As sushi has been adapted …

When my mom, who is Japanese, went to a Japanese restaurant abroad for the first time, almost 30 years ago, she was not able to enjoy the sushi served there. It was because the sushi looked totally different from the sushi in Japanese. The ingredients, which were not used in Japanese sushi, were included in the foreign sushi.

Thirty years have since passed. My mom has worked in about 30 countries. When she is “beary” tired abroad, she sometimes goes to a Japanese restaurant and often orders sushi. She knows that the sushi served there is different from the one in Japan. However, now, she can enjoy the “globalized” sushi as she regards it as another cuisine.
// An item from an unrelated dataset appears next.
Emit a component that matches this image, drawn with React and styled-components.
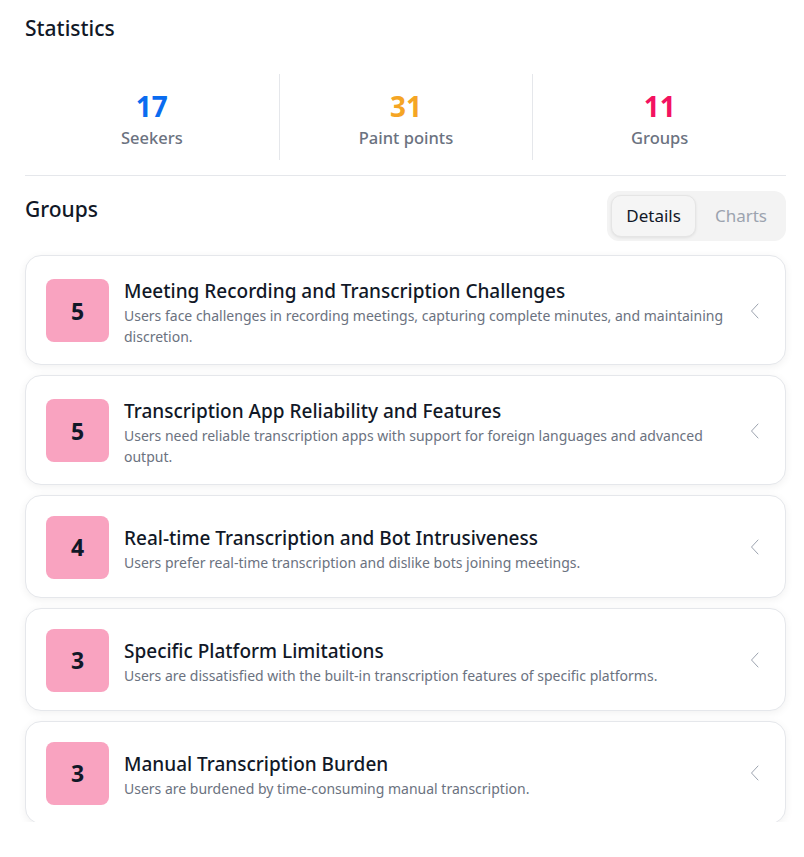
import React from "react";
import styled, { createGlobalStyle } from "styled-components";

const Global = createGlobalStyle`
  html, body { margin: 0; padding: 0; background: #fff; }
  body { font-family: "Noto Sans", "Open Sans", sans-serif; color: #111827; }
`;

const Page = styled.div`
  height: 822px;
  overflow: hidden;
  padding: 0 18px 0 25px;
  box-sizing: border-box;
`;

const Heading = styled.h2`
  margin: 0;
  font-size: 21px;
  font-weight: 500;
  line-height: 28px;
  color: #111827;
`;

const StatsSection = styled.section`
  padding-top: 14px;
`;

const StatsRow = styled.div`
  display: grid;
  grid-template-columns: repeat(3, 1fr);
  margin-top: 32px;
  padding-bottom: 15px;
  border-bottom: 1px solid #e5e7eb;
`;

const Stat = styled.div`
  display: flex;
  flex-direction: column;
  align-items: center;
  box-sizing: border-box;
  height: 86px;
  padding-top: 14px;
  border-left: ${(p) => (p.$first ? "none" : "1px solid #e5e7eb")};
`;

const StatValue = styled.div`
  font-size: 28px;
  font-weight: 700;
  line-height: 36px;
  color: ${(p) => p.$color};
`;

const StatLabel = styled.div`
  font-size: 16.5px;
  font-weight: 500;
  line-height: 28px;
  color: #6b7280;
`;

const GroupsHeader = styled.div`
  display: flex;
  justify-content: space-between;
  align-items: flex-start;
  margin-top: 19px;
`;

const Toggle = styled.div`
  display: flex;
  gap: 4px;
  padding: 4px;
  background: #f3f3f3;
  border-radius: 12px;
  margin-top: -4px;
`;

const ToggleButton = styled.button`
  font-family: inherit;
  font-size: 17px;
  line-height: 24px;
  padding: 8px 14px;
  border-radius: 10px;
  cursor: pointer;
  border: 1px solid ${(p) => (p.$active ? "#e5e5e5" : "transparent")};
  background: ${(p) => (p.$active ? "#f5f5f5" : "transparent")};
  color: ${(p) => (p.$active ? "#111827" : "#9ca3af")};
  box-shadow: ${(p) => (p.$active ? "0 1px 3px rgba(0,0,0,0.08)" : "none")};
`;

const List = styled.div`
  display: flex;
  flex-direction: column;
  gap: 10px;
  margin-top: 14px;
`;

const Card = styled.div`
  display: flex;
  align-items: center;
  gap: 15px;
  box-sizing: border-box;
  min-height: 103px;
  padding: 18px 26px 17px 20px;
  border: 1px solid #e5e7eb;
  border-radius: 16px;
  background: #fff;
  box-shadow: 0 2px 8px rgba(0, 0, 0, 0.06);
`;

const Badge = styled.div`
  flex: 0 0 63px;
  height: 63px;
  border-radius: 8px;
  background: #f9a3c0;
  display: flex;
  align-items: center;
  justify-content: center;
  font-size: 23px;
  font-weight: 700;
  color: #111827;
`;

const Body = styled.div`
  flex: 1;
  min-width: 0;
  padding-top: 3px;
`;

const Title = styled.div`
  font-size: 19px;
  font-weight: 500;
  line-height: 28px;
  color: #111827;
`;

const Desc = styled.div`
  font-size: 14px;
  line-height: 21px;
  color: #6b7280;
`;

const Chevron = styled.div`
  flex: 0 0 auto;
  display: flex;
  color: #9ca3af;
  padding-left: 12px;
`;

const ChevronIcon = () => (
  <svg width="9" height="16" viewBox="0 0 9 16" fill="none">
    <path d="M8 1L1.5 8L8 15" stroke="currentColor" strokeWidth="1" strokeLinecap="round" strokeLinejoin="round" />
  </svg>
);

const stats = [
  { value: 17, label: "Seekers", color: "#0a6cf0" },
  { value: 31, label: "Paint points", color: "#f5a524" },
  { value: 11, label: "Groups", color: "#f31260" },
];

const groups = [
  {
    n: 5,
    title: "Meeting Recording and Transcription Challenges",
    desc: "Users face challenges in recording meetings, capturing complete minutes, and maintaining discretion.",
  },
  {
    n: 5,
    title: "Transcription App Reliability and Features",
    desc: "Users need reliable transcription apps with support for foreign languages and advanced output.",
  },
  {
    n: 4,
    title: "Real-time Transcription and Bot Intrusiveness",
    desc: "Users prefer real-time transcription and dislike bots joining meetings.",
  },
  {
    n: 3,
    title: "Specific Platform Limitations",
    desc: "Users are dissatisfied with the built-in transcription features of specific platforms.",
  },
  {
    n: 3,
    title: "Manual Transcription Burden",
    desc: "Users are burdened by time-consuming manual transcription.",
  },
];

export default function App() {
  return (
    <>
      <Global />
      <Page>
        <StatsSection>
          <Heading>Statistics</Heading>
          <StatsRow>
            {stats.map((s, i) => (
              <Stat key={s.label} $first={i === 0}>
                <StatValue $color={s.color}>{s.value}</StatValue>
                <StatLabel>{s.label}</StatLabel>
              </Stat>
            ))}
          </StatsRow>
        </StatsSection>
        <GroupsHeader>
          <Heading>Groups</Heading>
          <Toggle>
            <ToggleButton $active>Details</ToggleButton>
            <ToggleButton>Charts</ToggleButton>
          </Toggle>
        </GroupsHeader>
        <List>
          {groups.map((g) => (
            <Card key={g.title}>
              <Badge>{g.n}</Badge>
              <Body>
                <Title>{g.title}</Title>
                <Desc>{g.desc}</Desc>
              </Body>
              <Chevron>
                <ChevronIcon />
              </Chevron>
            </Card>
          ))}
        </List>
      </Page>
    </>
  );
}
Look! The green sushi rolls wrapped in sliced avocado are named Green Samurai in a Japanese restaurant in Liberia. The ones on the right are named Crazy Special. Is it because the spiky decoration looks crazy?

 

(Barracuda Sushi Bar at Mamba Point Hotel, Monrovia, Liberia)

 

On the left is Rainbow Maki, which means “wrapped in a rainbow.” The rainbow is made of mango, salmon, and prawn. The right one is named Volcano Delight. It looks like an active volcano!

 

(Barracuda Sushi Bar at Mamba Point Hotel, Monrovia, Liberia)

 

One day in a Japanese restaurant in Rome, my mom ordered California Dream from the menu. Then, this plate came. She was “beary” impressed with this because it was a “beary” nice combination between nigiri-zushi (= rice with a slice of raw fish on top) and makizushi (= sushi roll wrapped in seaweed).

 

(Sushi & Noodles Ajito, Rome, Italy)

 

This is “beary” simple. When she ordered, “Avocado,” from the menu, this simple green nigiri-zushi came. Avocado is not used for traditional Japanese sushi. However, since California rolls came to Japan, it seems that avocado has been accepted in Japan as a sushi ingredient.

 

(Sushi-sen, Rome, Italy)

 

Whenever my mom eats sushi in a Japanese restaurant abroad, she feels that Japanese people also need to change as sushi did. To be accepted by people from different cultural backgrounds, we have to be flexible enough to accept differences. Please don’t get me wrong. My mom is not saying that the Japanese should be westernized. She means that she is always exploring or struggling with how to make two identities compatible, as a global citizen and a Japanese. It appears that sushi has given her some hints.